[Haskell-cafe] New to Haskell
Benja Fallenstein
benja.fallenstein at gmail.com
Tue Dec 18 05:08:31 EST 2007
Hi Cristian,
On Dec 18, 2007 10:53 AM, Cristian Baboi <cristi at ot.onrc.ro> wrote:
> >> - the lambda expressions can be written (input) but cannot be printed
> >> (output)
>
> > Yes, since two different lambda expressions can denote the same function.
> I just want the sistem to be able to print one of these expressions !
>
> Its this too much to ask ?
> I find it very strange that I can write a lambda expresion, but the system
> cannot.
It's a trade-off.
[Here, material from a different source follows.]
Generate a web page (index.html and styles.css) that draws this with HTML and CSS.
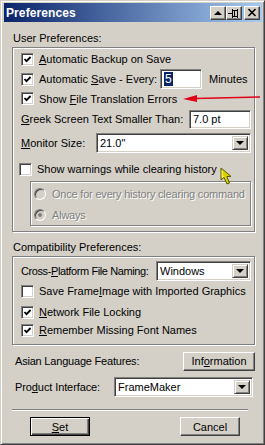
FILE: index.html
```html
<!DOCTYPE html>
<html lang="en">
<head>
    <meta charset="UTF-8">
    <title>Preferences</title>
    <link rel="stylesheet" href="styles.css">
</head>
<body>
    <div class="window">
        <div class="titlebar">
            <span class="title">Preferences</span>
            <div class="caption-buttons">
                <span class="cbtn">
                    <svg width="10" height="8" viewBox="0 0 10 8"><polygon points="1,6 9,6 5,2" fill="#000"/></svg>
                </span>
                <span class="cbtn">
                    <svg width="12" height="10" viewBox="0 0 12 10"><path d="M0 5.5h4M4.5 1v9M4.5 2.5h5v6h-5M6.5 3v5M9.5 1v9" stroke="#000" fill="none"/></svg>
                </span>
                <span class="cbtn close">
                    <svg width="10" height="9" viewBox="0 0 10 9"><path d="M1.5 1l7 7M8.5 1l-7 7" stroke="#000" stroke-width="1.6"/></svg>
                </span>
            </div>
        </div>

        <div class="content">
            <div class="group-label first">User Preferences:</div>
            <div class="group user-group">
                <div class="row">
                    <span class="check on"><svg viewBox="0 0 9 9"><polyline points="1.5,4 3.5,6.2 7.6,2" stroke="#000" stroke-width="1.8" fill="none"/></svg></span>
                    <span><u>A</u>utomatic Backup on Save</span>
                </div>
                <div class="row">
                    <span class="check on"><svg viewBox="0 0 9 9"><polyline points="1.5,4 3.5,6.2 7.6,2" stroke="#000" stroke-width="1.8" fill="none"/></svg></span>
                    <span class="save-label">Automatic <u>S</u>ave - Every:</span>
                    <span class="field minutes-field"><span class="sel">5</span></span>
                    <span class="minutes">Minutes</span>
                </div>
                <div class="row short">
                    <span class="check on"><svg viewBox="0 0 9 9"><polyline points="1.5,4 3.5,6.2 7.6,2" stroke="#000" stroke-width="1.8" fill="none"/></svg></span>
                    <span>Show <u>F</u>ile Translation Errors</span>
                </div>
                <div class="row greek-row">
                    <span class="greek-label"><u>G</u>reek Screen Text Smaller Than:</span>
                    <span class="field greek-field">7.0 pt</span>
                </div>
                <div class="row monitor-row">
                    <span class="monitor-label"><u>M</u>onitor Size:</span>
                    <span class="field combo">21.0"<span class="drop"></span></span>
                </div>
                <div class="row warn-row">
                    <span class="check"></span>
                    <span>Show warnings while clearing history</span>
                </div>
                <div class="subgroup">
                    <div class="row disabled">
                        <span class="radio"></span>
                        <span>Once for every history clearing command</span>
                    </div>
                    <div class="row disabled always">
                        <span class="radio on"></span>
                        <span>Always</span>
                    </div>
                </div>
            </div>

            <div class="group-label second">Compatibility Preferences:</div>
            <div class="group compat-group">
                <div class="row">
                    <span class="cross-label">Cross-<u>P</u>latform File Naming:</span>
                    <span class="field combo">Windows<span class="drop"></span></span>
                </div>
                <div class="row">
                    <span class="check"></span>
                    <span>Save Frame<u>I</u>mage with Imported Graphics</span>
                </div>
                <div class="row network-row">
                    <span class="check on"><svg viewBox="0 0 9 9"><polyline points="1.5,4 3.5,6.2 7.6,2" stroke="#000" stroke-width="1.8" fill="none"/></svg></span>
                    <span><u>N</u>etwork File Locking</span>
                </div>
                <div class="row last">
                    <span class="check on"><svg viewBox="0 0 9 9"><polyline points="1.5,4 3.5,6.2 7.6,2" stroke="#000" stroke-width="1.8" fill="none"/></svg></span>
                    <span><u>R</u>emember Missing Font Names</span>
                </div>
            </div>

            <div class="row asian-row">
                <span class="asian-label">Asian Language Features:</span>
                <span class="button info-btn">Inf<u>o</u>rmation</span>
            </div>
            <div class="row product-row">
                <span class="product-label">Pro<u>d</u>uct Interface:</span>
                <span class="field combo">FrameMaker<span class="drop"></span></span>
            </div>

            <div class="separator"></div>

            <div class="row actions">
                <span class="button default"><u>S</u>et</span>
                <span class="button cancel">Cancel</span>
            </div>
        </div>

        <!-- annotations drawn on top of the screenshot -->
        <svg class="red-arrow" width="82" height="12" viewBox="0 0 82 12">
            <path d="M14 6.5 L79 5" stroke="#e00018" stroke-width="1.3" fill="none"/>
            <polygon points="2,7 16,3 16,10" fill="#e00018"/>
        </svg>
        <svg class="pointer" width="14" height="20" viewBox="0 0 14 20">
            <path d="M1 1 L1 13 L4 10.5 L7 17 L9.5 16 L6.8 9.6 L11 9.4 Z" fill="#d9d200" stroke="#5a5600" stroke-width="1"/>
            <path d="M2.2 3.5 L2.2 10.5 L4 9" stroke="#fff86a" fill="none"/>
        </svg>
    </div>
</body>
</html>
```

FILE: styles.css
```css
* {
    box-sizing: border-box;
}

body {
    margin: 0;
    font-family: "Liberation Sans", Arial, sans-serif;
    font-size: 11px;
    color: #000;
    background-color: #d4d0c8;
}

.window {
    position: relative;
    width: 265px;
    height: 445px;
    background-color: #d4d0c8;
    border: 1px solid;
    border-color: #d4d0c8 #404040 #404040 #d4d0c8;
    box-shadow: inset 1px 1px #fff, inset -1px -1px #808080;
    padding: 2px 2px 0 3px;
    display: flex;
    flex-direction: column;
    overflow: hidden;
}

.titlebar {
    height: 19px;
    display: flex;
    align-items: center;
    padding: 0 2px 0 2px;
    background: linear-gradient(90deg, #0a246a, #a6caf0);
    color: #fff;
    font-weight: bold;
    font-size: 12px;
}

.title {
    flex: 1;
    letter-spacing: 0.1px;
}

.caption-buttons {
    display: flex;
}

.cbtn {
    width: 16px;
    height: 14px;
    background-color: #d4d0c8;
    border: 1px solid;
    border-color: #fff #404040 #404040 #fff;
    box-shadow: inset -1px -1px #808080;
    display: flex;
    align-items: center;
    justify-content: center;
}

.cbtn.close {
    margin-left: 2px;
}

.content {
    flex: 1;
    display: flex;
    flex-direction: column;
    padding: 0 7px 0 8px;
}

.group-label {
    height: 14px;
    line-height: 14px;
    padding-left: 1px;
    margin-bottom: 2px;
}

.group-label.first {
    margin-top: 9px;
}

.group-label.second {
    margin-top: 8px;
}

.group {
    border: 1px solid #808080;
    box-shadow: inset 1px 1px #fff, 1px 1px #fff;
    padding: 1px 3px 5px 8px;
}

.compat-group {
    padding-top: 4px;
    padding-bottom: 6px;
}

.row {
    height: 20px;
    display: flex;
    align-items: center;
    white-space: nowrap;
}

.row.short {
    height: 19px;
}

.row.last {
    height: 16px;
}

.greek-row {
    margin-top: 1px;
}

.monitor-row {
    margin-top: 4px;
}

.warn-row {
    margin-top: 6px;
}

.warn-row .check {
    margin-left: -2px;
}

.network-row {
    margin-top: 1px;
}

.check {
    width: 13px;
    height: 13px;
    flex: none;
    background-color: #fff;
    border: 1px solid;
    border-color: #808080 #fff #fff #808080;
    box-shadow: inset 1px 1px #404040, inset -1px -1px #d4d0c8;
    margin-right: 5px;
    padding: 1px;
    display: flex;
}

.check svg {
    width: 9px;
    height: 9px;
}

.field {
    height: 20px;
    background-color: #fff;
    border: 1px solid;
    border-color: #808080 #fff #fff #808080;
    box-shadow: inset 1px 1px #404040, inset -1px -1px #d4d0c8;
    padding: 0 3px;
    display: flex;
    align-items: center;
}

.save-label {
    width: 121px;
}

.minutes-field {
    width: 42px;
    font-size: 12px;
}

.sel {
    background-color: #0a246a;
    color: #fff;
    padding: 0 1px;
}

.minutes {
    margin-left: 7px;
}

.greek-label {
    width: 168px;
}

.greek-field {
    width: 62px;
    height: 19px;
}

.monitor-label {
    width: 75px;
}

.cross-label {
    width: 135px;
    letter-spacing: -0.4px;
}

.product-label {
    width: 99px;
    letter-spacing: -0.1px;
}

.combo {
    flex: 1;
    position: relative;
}

.drop {
    position: absolute;
    right: 2px;
    top: 2px;
    width: 16px;
    height: 14px;
    background-color: #d4d0c8;
    border: 1px solid;
    border-color: #d4d0c8 #404040 #404040 #d4d0c8;
    box-shadow: inset 1px 1px #fff, inset -1px -1px #808080;
}

.drop::after {
    content: "";
    position: absolute;
    left: 3px;
    top: 4px;
    border-left: 4px solid transparent;
    border-right: 4px solid transparent;
    border-top: 4px solid #000;
}

.subgroup {
    margin: 2px 0 0 9px;
    border: 1px solid #808080;
    box-shadow: inset 1px 1px #fff, 1px 1px #fff;
    padding: 2px 3px 0 3px;
    height: 45px;
}

.subgroup .always {
    margin-top: 1px;
}

.disabled {
    color: #808080;
    text-shadow: 1px 1px #fff;
    letter-spacing: -0.2px;
}

.radio {
    width: 12px;
    height: 12px;
    border-radius: 50%;
    border: 1px solid;
    border-color: #808080 #fff #fff #808080;
    box-shadow: inset 1px 1px #404040;
    background-color: #d4d0c8;
    margin-right: 6px;
    position: relative;
    flex: none;
}

.radio.on::after {
    content: "";
    position: absolute;
    left: 3px;
    top: 3px;
    width: 4px;
    height: 4px;
    border-radius: 50%;
    background-color: #808080;
}

.asian-row {
    margin-top: 6px;
    padding-left: 3px;
}

.asian-label {
    letter-spacing: -0.2px;
}

.product-row {
    margin-top: 6px;
    padding-left: 3px;
    padding-right: 2px;
}

.button {
    height: 20px;
    background-color: #d4d0c8;
    border: 1px solid;
    border-color: #fff #404040 #404040 #fff;
    box-shadow: inset -1px -1px #808080;
    display: flex;
    align-items: center;
    justify-content: center;
}

.info-btn {
    width: 72px;
    margin-left: auto;
    height: 19px;
}

.separator {
    margin: 12px 7px 0 0;
    height: 2px;
    border-top: 1px solid #808080;
    border-bottom: 1px solid #fff;
}

.actions {
    margin-top: 6px;
    height: 19px;
}

.actions .button {
    width: 60px;
    height: 19px;
}

.button.default {
    margin-left: 18px;
    border: 1px solid #000;
    box-shadow: inset 1px 1px #fff, inset -1px -1px #404040, inset -2px -2px #808080;
}

.button.cancel {
    margin-left: 90px;
}

.red-arrow {
    position: absolute;
    left: 180px;
    top: 91px;
}

.pointer {
    position: absolute;
    left: 219px;
    top: 166px;
}
```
Haskell has as a design goal that you can use
equational reasoning everywhere -- that if you have two ways of
writing the same function, you can substitute one for the other in any
expression, without changing the result of that expression. For
example, since you can prove
sum = foldl (+) 0 = foldr (+) 0 = last . scanl (+) 0
you can, in any place you use 'sum,' substitute any of these
expressions without changing the result.
You couldn't do this if you could write (show sum) and (show $ foldl
(+) 0) and they would return different values.
You could design the language differently, of course, but the Haskell
designers want you -- and the compiler -- to be able to use equational
reasoning everywhere -- so they disallow printing functions.